The third decision of the Privy Council addresses provocation and fresh evidence that could be relevant to that defence: Lewis v The State (Trinidad and Tobago) [2011] UKPC 15 (15 June 2011). Provocation has been replaced in England and Wales by the partial defence of loss of control: ss 54-56 of the Coroners and Justice Act 2009[UK], and Lord Brown for the Board commented [28]:

"...whatever difficulties may arise in England and Wales from the introduction last October of the new defence of loss of control in place of provocation, at least there will be fewer problems of the kind discussed above. The courts in Trinidad and Tobago however, must soldier on. It will now be for the Court of Appeal there to consider the question of provocation in the present case. We have no alternative but to remit the matter to them."
In Lewis the problems concerned identifying conduct by the victim that could qualify as provoking the defendant to lose self-control. Mere causing loss of self-control is insufficient, because then provocation would need to be considered whenever self-defence was raised (R v van Dongen (Anthony Gerrard) [2005] EWCA Crim 1728; [2005] 2 Cr App R 632 at para 42, quoted in Lewis at [16]). In Lewis the judge had decided not to leave provocation to the jury, and the Board upheld that (although because of fresh evidence the case was remitted to the Court of Appeal). This reflects a view that what is sufficient evidence of provocation is not a question of law but is best left to the common sense of the trial judge [13, 21]. It is necessary to distinguish killing as revenge from killing as a result of loss of self-control, but the Board felt it unhelpful to try to separate out the evidence of provocation from evidence of loss of self-control [15]; they are closely connected aspects of the first limb of provocation (the subjective requirement that the defendant was provoked into losing his self-control). This first limb is regarded as "a single composite" [16], and the judge will refuse to leave provocation to the jury if he concludes that it would be perverse for a jury to find that a reasonable person would do what the defendant did.

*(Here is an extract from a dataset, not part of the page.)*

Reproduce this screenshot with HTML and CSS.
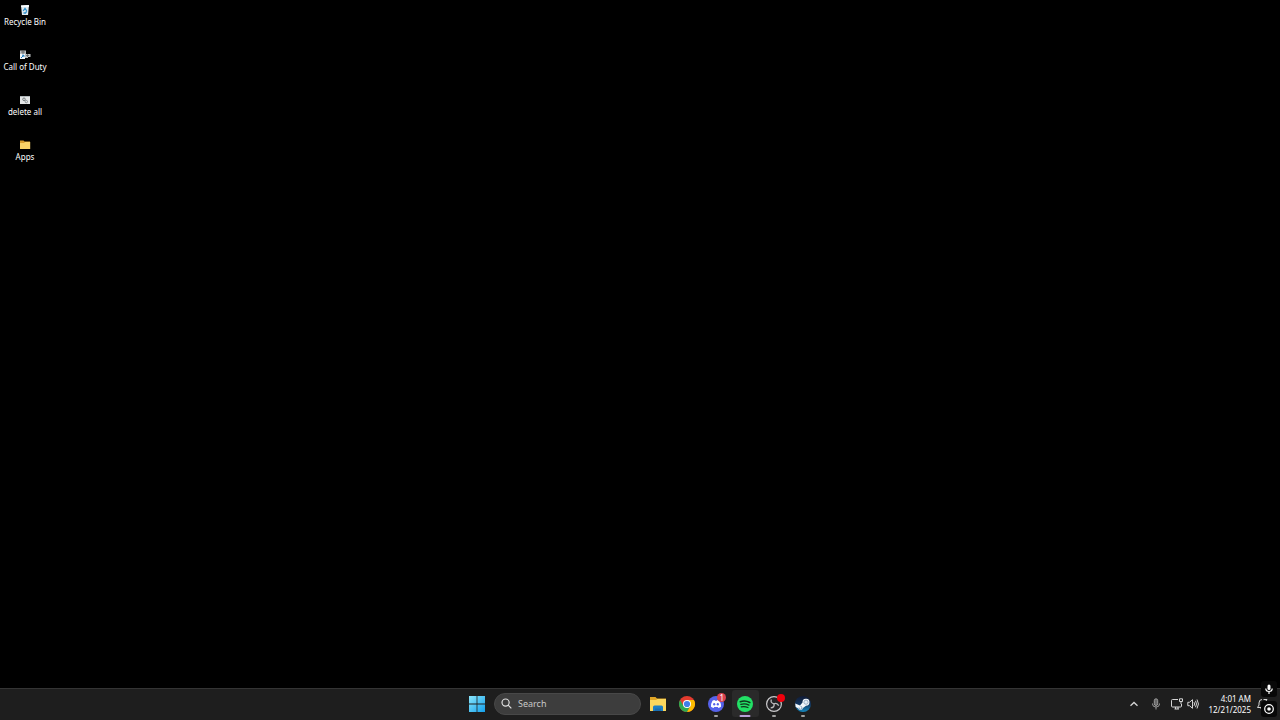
FILE: index.html
```html
<!DOCTYPE html>
<html lang="en">
<head>
    <meta charset="UTF-8">
    <title>Desktop</title>
    <link rel="stylesheet" href="styles.css">
</head>
<body>
    <main class="desktop">
        <button class="shortcut">
            <svg viewBox="0 0 12 12">
                <path d="M2 1.5 10 1 9 11H3z" fill="#dfe9ee"/>
                <path d="M2 1.5 10 1 9.800 3H2.200z" fill="#fafdff"/>
                <path d="M4.200 7 6 4.300 7.800 7M7.800 7.200 6.500 9H4.500" fill="none" stroke="#2c8fcb" stroke-width="1.300"/>
            </svg>
            <span>Recycle Bin</span>
        </button>
        <button class="shortcut">
            <svg viewBox="0 0 12 12">
                <path d="M1 1.500H7V5H11.500V8H9V9H1z" fill="#b9bdbf"/>
                <path d="M2 3H6M7 6.500H10M4 1.500V5M8.500 5V8" stroke="#5a5d60" stroke-width=".8"/>
                <path d="M1 5H6V10H1z" fill="#f3f8fb"/>
                <path d="M2 9 4.600 6.400M3 6.200H4.900V8" fill="none" stroke="#1b79bd"/>
            </svg>
            <span>Call of Duty</span>
        </button>
        <button class="shortcut">
            <svg viewBox="0 0 12 12">
                <path d="M1 2H11V10H1z" fill="#e4e6e6"/>
                <path d="M1 2H11V3H1z" fill="#b2b8bb"/>
                <circle cx="5" cy="5.300" r="1.300" fill="none" stroke="#777d80"/>
                <circle cx="7.300" cy="7.600" r="1.200" fill="none" stroke="#8b9194"/>
            </svg>
            <span>delete all</span>
        </button>
        <button class="shortcut">
            <svg viewBox="0 0 12 12">
                <path d="M1 1.500H4.500L5.500 2.500H11V6H1z" fill="#d79d2d"/>
                <path d="M1 4H5L6 3H11.200V10H1z" fill="#f9d368"/>
            </svg>
            <span>Apps</span>
        </button>
    </main>

    <footer class="taskbar">
        <div class="taskbar-center">
            <button class="start" aria-label="Start">
                <svg viewBox="0 0 16 16">
                    <defs>
                        <linearGradient id="win" x1="0" y1="0" x2="16" y2="16" gradientUnits="userSpaceOnUse">
                            <stop offset="0" stop-color="#8be6fb"/>
                            <stop offset="1" stop-color="#13a0ec"/>
                        </linearGradient>
                    </defs>
                    <path d="M0 0H7.600V7.600H0zM8.400 0H16V7.600H8.400zM0 8.400H7.600V16H0zM8.400 8.400H16V16H8.400z" fill="url(#win)"/>
                </svg>
            </button>

            <label class="search">
                <svg viewBox="0 0 12 12">
                    <circle cx="5" cy="5" r="3.900"/>
                    <path d="M7.800 7.800 11.300 11.300"/>
                </svg>
                <input type="text" placeholder="Search" aria-label="Search">
            </label>

            <div class="apps">
                <button class="app" aria-label="File Explorer">
                    <svg viewBox="0 0 18 18">
                        <path d="M1 2H6.500L8 3.500H17V8H1z" fill="#e0a526"/>
                        <path d="M1 5H7L8.500 4H17V16H1z" fill="#fbd75e"/>
                        <path d="M4 16V12Q4 10.500 5.500 10.500H12.500Q14 10.500 14 12V16z" fill="#1d7fc4"/>
                        <path d="M6 13.500H12V16H6z" fill="#1a6db0"/>
                    </svg>
                </button>
                <button class="app" aria-label="Chrome">
                    <svg viewBox="0 0 18 18">
                        <circle cx="9" cy="9" r="8" fill="#e33b2e"/>
                        <path d="M2.070 5A8 8 0 0 0 9 17L12.460 11 9 9 5.540 11z" fill="#2da94f"/>
                        <path d="M9 17A8 8 0 0 0 15.930 5H9L12.460 11z" fill="#fdbd00"/>
                        <circle cx="9" cy="9" r="4" fill="#fff"/>
                        <circle cx="9" cy="9" r="3.100" fill="#3f7fe8"/>
                    </svg>
                </button>
                <button class="app running" aria-label="Discord">
                    <svg viewBox="0 0 18 18">
                        <circle cx="9" cy="9" r="8" fill="#5662ea"/>
                        <path d="M5.500 5.700Q6.500 5.100 7.600 5L8 5.700H10L10.400 5Q11.500 5.100 12.500 5.700 14.200 8.500 14 11.700 12.800 12.700 11.400 12.900L10.800 12H7.200L6.600 12.900Q5.200 12.700 4 11.700 3.800 8.500 5.500 5.700z" fill="#fff"/>
                        <ellipse cx="7.200" cy="9.300" rx="1.100" ry="1.200" fill="#5662ea"/>
                        <ellipse cx="10.800" cy="9.300" rx="1.100" ry="1.200" fill="#5662ea"/>
                    </svg>
                    <span class="badge">1</span>
                </button>
                <button class="app running active" aria-label="Spotify">
                    <svg viewBox="0 0 18 18">
                        <circle cx="9" cy="9" r="8" fill="#22e065"/>
                        <g fill="none" stroke="#10331c" stroke-linecap="round">
                            <path d="M4.300 6.700Q9.300 5.100 13.800 7.500" stroke-width="1.600"/>
                            <path d="M4.800 9.400Q9.100 8.200 12.900 10.100" stroke-width="1.300"/>
                            <path d="M5.200 11.900Q8.900 11 12 12.600" stroke-width="1.100"/>
                        </g>
                    </svg>
                </button>
                <button class="app running" aria-label="OBS Studio">
                    <svg viewBox="0 0 18 18">
                        <circle cx="9" cy="9" r="7.400" fill="#242326" stroke="#c9c8ca" stroke-width="1.200"/>
                        <g fill="none" stroke="#bdbcbe" stroke-width="1.300">
                            <path d="M6.400 4.600Q5 7.800 9 8.800"/>
                            <path d="M13.700 10.600Q12 7.500 9 8.800"/>
                            <path d="M5.700 12.900Q9.700 12.700 9 8.800"/>
                        </g>
                    </svg>
                    <span class="record-dot"></span>
                </button>
                <button class="app running" aria-label="Steam">
                    <svg viewBox="0 0 18 18">
                        <defs>
                            <linearGradient id="steam" x1="0" y1="0" x2="0" y2="1">
                                <stop offset="0" stop-color="#111a33"/>
                                <stop offset=".5" stop-color="#12355f"/>
                                <stop offset="1" stop-color="#1689bf"/>
                            </linearGradient>
                        </defs>
                        <circle cx="9" cy="9" r="8" fill="url(#steam)"/>
                        <path d="M1.200 8.500 6 10.500 8.500 7.500A3.500 3.500 0 1 1 12 10.700L9 13A2.600 2.600 0 0 1 4 13.200L1.700 12z" fill="#f4f7fa"/>
                        <circle cx="12" cy="7.200" r="2.100" fill="#e4edf5" stroke="#7f96b0" stroke-width=".7"/>
                        <path d="M5 12.500A1.500 1.500 0 1 0 6.500 11.300" fill="none" stroke="#5d83a5" stroke-width=".7"/>
                    </svg>
                </button>
            </div>
        </div>

        <div class="tray">
            <button class="tray-button" aria-label="Show hidden icons">
                <svg viewBox="0 0 12 12"><path d="M2.500 7.700 6 4.500 9.500 7.700" stroke-width="1.300"/></svg>
            </button>
            <button class="tray-button microphone" aria-label="Microphone">
                <svg viewBox="0 0 12 12">
                    <rect x="4.300" y=".8" width="3.400" height="6.700" rx="1.700" fill="#666"/>
                    <path d="M2.500 5.500V6Q2.500 9 6 9T9.500 6V5.500M6 9V11.500"/>
                </svg>
            </button>
            <button class="tray-button status" aria-label="Network and volume">
                <svg viewBox="0 0 12 12">
                    <path d="M7 1.500H1.500Q.5 1.500 .5 2.500V8Q.5 9 1.500 9H9.500Q10.500 9 10.500 8V6M3.500 11H8M4.500 9V11M7 9V11"/>
                    <path d="M8.500 .8H11.500V3.500H8.500zM10 3.500V6"/>
                </svg>
                <svg viewBox="0 0 12 12">
                    <path d="M.8 4.300H2.500L5.500 1.700V10.300L2.500 7.700H.8z"/>
                    <path d="M7 4.200Q8.200 6 7 7.800M8.500 2.800Q10.500 6 8.500 9.200M10 1.500Q12.900 6 10 10.500"/>
                </svg>
            </button>
            <button class="clock">
                <time datetime="04:01">4:01 AM</time>
                <time datetime="2025-12-21">12/21/2025</time>
            </button>
            <button class="tray-button bell" aria-label="Notifications">
                <svg viewBox="0 0 12 12">
                    <path d="M6 1.500Q3 1.500 3 5V7L1.500 9.500H10.500M4.500 9.500Q5 11.500 7 11.500"/>
                    <path d="M7.500 1.500H11L8 5.500H11"/>
                </svg>
            </button>
        </div>
    </footer>

    <!-- recording overlay, stays on top of everything -->
    <aside class="overlay">
        <svg viewBox="0 0 16 16">
            <rect x="6.500" y="3.500" width="3" height="5.500" rx="1.500" fill="#fff" stroke="none"/>
            <path d="M4.800 7.500Q4.800 10.500 8 10.500T11.200 7.500M8 10.500V13"/>
        </svg>
        <svg viewBox="0 0 16 16">
            <circle cx="8" cy="8" r="4.300"/>
            <circle cx="8" cy="8" r="1.800" fill="#fff" stroke="none"/>
        </svg>
    </aside>
</body>
</html>
```

FILE: styles.css
```css
* {
    box-sizing: border-box;
}
body {
    margin: 0;
    min-height: 100vh;
    display: flex;
    flex-direction: column;
    background-color: #000;
    color: #fff;
    font-family: "Noto Sans", "Open Sans", sans-serif;
    font-size: 8px;
    line-height: 11px;
}
button {
    padding: 0;
    border: none;
    background: none;
    color: inherit;
    font: inherit;
}
svg {
    display: block;
    flex: none;
}

/* Desktop */
.desktop {
    flex: 1;
    display: flex;
    flex-direction: column;
    align-items: flex-start;
    gap: 17px;
    padding-top: 4px;
}
.shortcut {
    width: 50px;
    height: 28px;
    display: flex;
    flex-direction: column;
    align-items: center;
    white-space: nowrap;
}
.shortcut svg {
    width: 12px;
    height: 12px;
}

/* Taskbar */
.taskbar {
    height: 32px;
    display: grid;
    grid-template-columns: 1fr auto 1fr;
    padding-bottom: 2px;
    border-top: 1px solid #343434;
    background-color: #1e1e1e;
}
.taskbar-center {
    grid-column: 2;
    display: flex;
    align-items: center;
    gap: 3px;
}
.start {
    width: 28px;
    display: flex;
    justify-content: center;
}
.start svg {
    width: 16px;
    height: 16px;
}
.search {
    width: 147px;
    height: 22px;
    display: flex;
    align-items: center;
    gap: 6px;
    padding: 0 6px;
    border: 1px solid #484848;
    border-radius: 11px;
    background-color: #3d3d3d;
}
.search svg {
    width: 11px;
    height: 11px;
    fill: none;
    stroke: #e0e0e0;
    stroke-width: 1.3;
}
.search input {
    flex: 1;
    min-width: 0;
    padding: 0;
    border: none;
    outline: none;
    background: none;
    color: #fff;
    font: inherit;
    font-size: 9px;
}
.search input::placeholder {
    color: #c8c8c8;
    opacity: 1;
}
.apps {
    width: 173px;
    display: flex;
    justify-content: space-between;
}
.app {
    position: relative;
    width: 27px;
    height: 27px;
    display: flex;
    align-items: center;
    justify-content: center;
    border-radius: 3px;
}
.app svg {
    width: 18px;
    height: 18px;
}
.app.active {
    background-color: #2a2a2a;
}
.app.running::after {
    content: "";
    position: absolute;
    bottom: 0;
    left: 50%;
    width: 4px;
    height: 2px;
    border-radius: 1px;
    background-color: #a0a0a0;
    transform: translateX(-50%);
}
.app.active::after {
    width: 11px;
    background-color: #b9a0d8;
}
.badge {
    position: absolute;
    top: 3px;
    right: 3px;
    width: 9px;
    height: 9px;
    border-radius: 50%;
    background-color: #d9424f;
    line-height: 9px;
}
.record-dot {
    position: absolute;
    top: 4px;
    right: 3px;
    width: 8px;
    height: 8px;
    border-radius: 50%;
    background-color: #f0000c;
}

/* Tray */
.tray {
    display: flex;
    align-items: center;
    justify-content: flex-end;
    padding-right: 9px;
}
.tray-button {
    width: 22px;
    display: flex;
    justify-content: center;
}
.tray-button svg {
    width: 12px;
    height: 12px;
    fill: none;
    stroke: #d5d5d5;
}
.microphone svg {
    stroke: #999;
}
.status {
    width: 36px;
    gap: 4px;
}
.clock {
    width: 50px;
    display: flex;
    flex-direction: column;
    padding-right: 2px;
    text-align: right;
}
.bell {
    width: 18px;
}

/* Overlay */
.overlay {
    position: fixed;
    right: 3px;
    bottom: 3px;
    display: flex;
    flex-direction: column;
    gap: 4px;
}
.overlay svg {
    width: 16px;
    height: 16px;
    border-radius: 3px;
    background-color: #080808;
    fill: none;
    stroke: #fff;
    stroke-width: 1.2;
}
```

An illustration of a controversial reliance on provocation is Weatherston v R [2011] NZCA 276 (17 June 2011), a case which was a major motivation for the repeal of this partial defence in New Zealand. Our national sense of horror is such that we have yet to replace it with anything like loss of control. The difference between Lewis and Weatherston is small (I mean here that in each the defendant claimed to have lost self-control as a result of his sensitivity to the consequences of a terminated sexual relationship), and it is likely that if the judge in Weatherston had refused to leave provocation with the jury the Court of Appeal would have upheld that decision, and, in that event, our crisis over the existence of this partial defence may well not have occurred.



Although the best barristers say very little, I, by way of contrast, can add a bit about provocation. Earlier I mentioned Attorney-General for Jersey v Holley [2005] UKPC 23 (see the entry for 5 July 2005), and it is worth calling to mind the two-stage inquiry by which courts address issues of provocation. First, what level of provocation can the defendant properly claim to have experienced? This requires considering how a reasonable person with the defendant's characteristics would have felt the provocative words or conduct. It is a mix of objective and subjective considerations. No doubt one could fairly say it requires a considerable exercise of imagination to assess. Second, given the level of provocation assessed in that way, does it exceed the level that a reasonable person ought to be able to tolerate without losing self-control? This is an objective question. These questions  can be modified when the issue is whether provocation is a live issue in the case:  is there evidence of acts or words that could reasonably be taken as requiring an exercise of self-control by the defendant, and, if so, could it reasonably be concluded that the exercise of self-control so required was beyond the ability of a reasonable person to exercise? This latter question determines whether a loss of self-control could have been through provocation as opposed to being the result of malice.

How do the new "loss of control" provisions applicable to England and Wales, referred to above, deal with these issues? On the first question, the s 55 definition of "qualifying trigger" sets the objective standards for the nature of the provocative act or words (serious violence, extremely grave circumstances, justifiable sense of being seriously wronged), and the subjective requirements are in s 54 (loss of self-control caused by a qualifying trigger). The second question, whether a reasonable person would have lost self-control if subjected to the level of provocation experienced by the defendant, appears in s 54(1)(c), which sets the standard as that of a person of the defendant's age and sex and who has "a normal degree of tolerance and self-restraint". Overall, and I only generalise because there will be a lot of interpretative issues, this legislation has the important effect of ensuring that only seriously provocative acts or words can be the basis for this qualified defence.